[Source data]
● ● ● ● ●
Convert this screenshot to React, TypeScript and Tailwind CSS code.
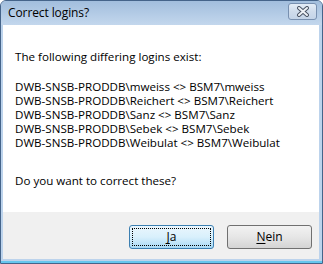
const logins = ["mweiss", "Reichert", "Sanz", "Sebek", "Weibulat"];

function CloseGlyph() {
  return (
    <svg width="14" height="11" viewBox="0 0 14 11">
      <path d="M3 2 L11 9 M11 2 L3 9" stroke="#4b5566" strokeWidth="4" strokeLinecap="round" />
      <path d="M3 2 L11 9 M11 2 L3 9" stroke="#eef2f7" strokeWidth="2" strokeLinecap="round" />
    </svg>
  );
}

export default function App() {
  return (
    <div
      className="w-[323px] h-[264px] flex flex-col bg-[#bcd3ec] border border-[#45648a] rounded-t-[6px] overflow-hidden text-black"
      style={{ fontFamily: '"Open Sans", "Noto Sans", sans-serif' }}
    >
      <div className="h-[24px] shrink-0 flex items-center justify-between pl-[7px] pr-[5px] bg-gradient-to-b from-[#a2bedd] to-[#c3d7ed]">
        <span className="text-[12px] leading-none -mt-[1px] tracking-[-0.1px]">Correct logins?</span>
        <button className="w-[29px] h-[17px] mt-[-3px] flex items-center justify-center rounded-[3px] border border-[#7890b0] bg-gradient-to-b from-[#e4edf7] via-[#cfdcec] to-[#c4d4e8]">
          <CloseGlyph />
        </button>
      </div>
      <div className="flex-1 flex flex-col pl-[2px] pr-[3px] pb-[2px] bg-[#bcd3ec]">
        <div className="h-[187px] shrink-0 bg-white pl-[12px] pt-[25px] text-[11.6px] leading-[14px]">
          <p>The following differing logins exist:</p>
          <div className="mt-[16px]">
            {logins.map((n) => (
              <p key={n}>
                DWB-SNSB-PRODDB\{n} &lt;&gt; BSM7\{n}
              </p>
            ))}
          </div>
          <p className="mt-[24px]">Do you want to correct these?</p>
        </div>
        <div className="flex-1 bg-[#f0f0f0] flex justify-end items-start gap-[13px] pt-[13px] pr-[7px]">
          <button className="w-[85px] h-[24px] rounded-[3px] border border-[#3c7fb1] bg-gradient-to-b from-[#eaf6fd] via-[#d9f0fc] to-[#a7d9f5] text-[12px] outline-1 outline-dotted outline-black outline-offset-[-4px]">
            <span className="underline underline-offset-[2px]">J</span>a
          </button>
          <button className="w-[85px] h-[24px] rounded-[3px] border border-[#707070] bg-gradient-to-b from-[#f2f2f2] via-[#e6e6e6] to-[#d4d4d4] text-[12px]">
            <span className="underline underline-offset-[2px]">N</span>ein
          </button>
        </div>
      </div>
      <div className="h-[2px] shrink-0 bg-[#66c6ee]" />
    </div>
  );
}
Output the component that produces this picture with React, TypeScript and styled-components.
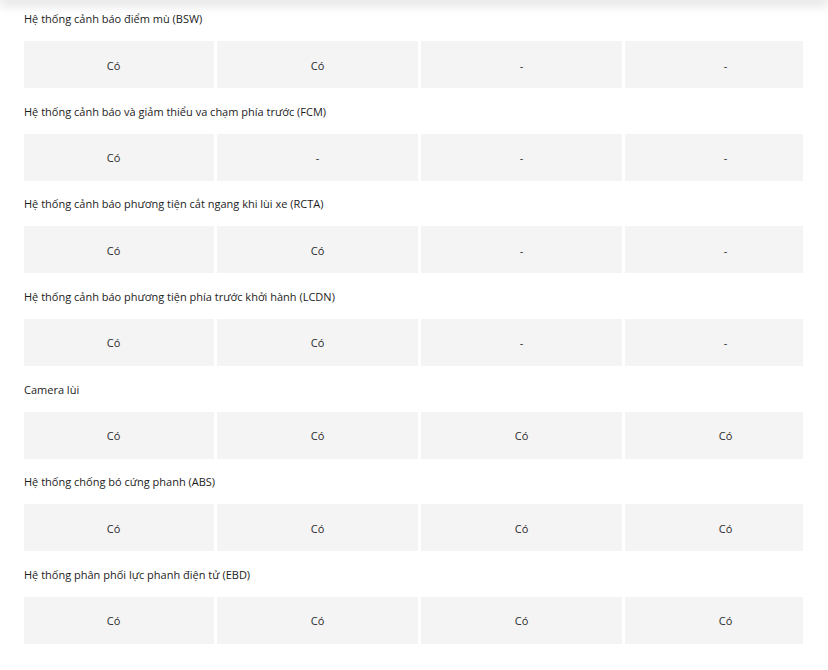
import React from 'react';
import styled, { createGlobalStyle } from 'styled-components';

const GlobalStyle = createGlobalStyle`
  html, body {
    margin: 0;
    padding: 0;
    background: #ffffff;
  }
  body {
    font-family: 'Open Sans', 'Noto Sans', Arial, sans-serif;
    color: #1f1f1f;
    overflow: hidden;
  }
`;

const Page = styled.div`
  width: 828px;
  height: 670px;
  overflow: hidden;
  position: relative;
`;

const HeaderShade = styled.div`
  height: 0;
  margin: 0 4px;
  box-shadow: 0 0 12px 5px rgba(0, 0, 0, 0.13);
`;

const SpecList = styled.div`
  display: flex;
  flex-direction: column;
  padding: 12px 25px 0 24px;
`;

const SpecBlock = styled.section`
  display: flex;
  flex-direction: column;
  height: 92.67px;
`;

const SpecTitle = styled.div`
  font-size: 11px;
  line-height: 14px;
  height: 29px;
  color: #1c1c1c;
  white-space: nowrap;
`;

const RowClip = styled.div`
  overflow: hidden;
`;

const ValueRow = styled.div`
  display: grid;
  grid-template-columns: repeat(4, 201px);
  column-gap: 3px;
  margin-left: -11px;
`;

const ValueCell = styled.div`
  height: 47px;
  padding-top: 1px;
  box-sizing: border-box;
  background: #f4f4f4;
  display: flex;
  align-items: center;
  justify-content: center;
  font-size: 11px;
  color: #2a2a2a;
`;

type Spec = {
  title: string;
  values: Array<string>;
};

const specs: Array<Spec> = [
  { title: 'Hệ thống cảnh báo điểm mù (BSW)', values: ['Có', 'Có', '-', '-'] },
  {
    title: 'Hệ thống cảnh báo và giảm thiểu va chạm phía trước (FCM)',
    values: ['Có', '-', '-', '-'],
  },
  {
    title: 'Hệ thống cảnh báo phương tiện cắt ngang khi lùi xe (RCTA)',
    values: ['Có', 'Có', '-', '-'],
  },
  {
    title: 'Hệ thống cảnh báo phương tiện phía trước khởi hành (LCDN)',
    values: ['Có', 'Có', '-', '-'],
  },
  { title: 'Camera lùi', values: ['Có', 'Có', 'Có', 'Có'] },
  { title: 'Hệ thống chống bó cứng phanh (ABS)', values: ['Có', 'Có', 'Có', 'Có'] },
  {
    title: 'Hệ thống phân phối lực phanh điện tử (EBD)',
    values: ['Có', 'Có', 'Có', 'Có'],
  },
];

const App = (): JSX.Element => (
  <Page>
    <GlobalStyle />
    <HeaderShade />
    <SpecList>
      {specs.map(({ title, values }) => (
        <SpecBlock key={title}>
          <SpecTitle>{title}</SpecTitle>
          <RowClip>
            <ValueRow>
              {values.map((value, i) => (
                <ValueCell key={`${title}-${i}`}>{value}</ValueCell>
              ))}
            </ValueRow>
          </RowClip>
        </SpecBlock>
      ))}
    </SpecList>
  </Page>
);

export default App;
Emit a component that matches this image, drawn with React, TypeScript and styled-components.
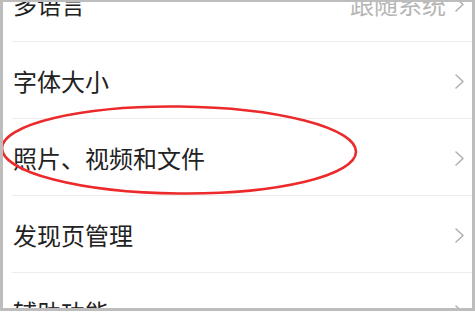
import React from "react";
import styled, { createGlobalStyle } from "styled-components";

const GlobalStyle = createGlobalStyle`
  html, body {
    margin: 0;
    padding: 0;
    background: #ffffff;
  }
  body {
    font-family: "Noto Sans CJK SC", "Noto Sans", sans-serif;
  }
`;

const Frame = styled.div`
  position: relative;
  box-sizing: border-box;
  width: 475px;
  height: 311px;
  border-style: solid;
  border-color: #bdbdbd;
  border-width: 2px 3px 3px 3px;
  overflow: hidden;
  background: #ffffff;
`;

const List = styled.div`
  display: flex;
  flex-direction: column;
  margin-top: -37px;
`;

const Row = styled.div`
  box-sizing: border-box;
  height: 77px;
  margin-left: 9px;
  padding: 2px 8px 0 1px;
  display: flex;
  align-items: center;
  border-bottom: 1px solid #ececec;
`;

const Label = styled.span`
  flex: 1;
  font-size: 24px;
  line-height: 1;
  color: #222222;
  white-space: nowrap;
`;

const Value = styled.span`
  font-size: 24px;
  line-height: 1;
  color: #b5b5b5;
  margin-right: 9px;
  white-space: nowrap;
`;

const ChevronSvg = styled.svg`
  flex: none;
  width: 9px;
  height: 15px;
`;

const Overlay = styled.svg`
  position: absolute;
  left: -3px;
  top: 0;
  pointer-events: none;
`;

const Chevron = () => (
  <ChevronSvg viewBox="0 0 9 15">
    <polyline
      points="1,1 8,7.5 1,14"
      fill="none"
      stroke="#b0b0b0"
      strokeWidth="1.5"
      strokeLinecap="round"
      strokeLinejoin="round"
    />
  </ChevronSvg>
);

const items: { label: string; value?: string }[] = [
  { label: "多语言", value: "跟随系统" },
  { label: "字体大小" },
  { label: "照片、视频和文件" },
  { label: "发现页管理" },
  { label: "辅助功能" },
];

export default function App() {
  return (
    <>
      <GlobalStyle />
      <Frame>
        <List>
          {items.map((it) => (
            <Row key={it.label}>
              <Label>{it.label}</Label>
              {it.value && <Value>{it.value}</Value>}
              <Chevron />
            </Row>
          ))}
        </List>
        <Overlay width="472" height="306" viewBox="0 0 472 306">
          <ellipse
            cx="179"
            cy="148"
            rx="177"
            ry="43.5"
            fill="none"
            stroke="#ec2a2c"
            strokeWidth="2.6"
            transform="rotate(0.6 179 148)"
          />
        </Overlay>
      </Frame>
    </>
  );
}
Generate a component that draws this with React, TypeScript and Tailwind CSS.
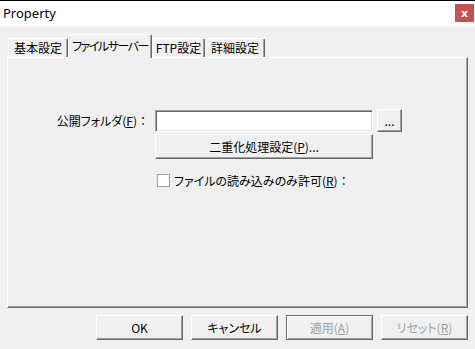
● ● ● ● ●
▶ **The problem**
Collect each line above holding the string "TypeScript".

▶ **Right answer**
Convert this screenshot to React, TypeScript and Tailwind CSS code.
Output the component that produces this picture with React, TypeScript and styled-components.
Emit a component that matches this image, drawn with React, TypeScript and styled-components.
Generate a component that draws this with React, TypeScript and Tailwind CSS.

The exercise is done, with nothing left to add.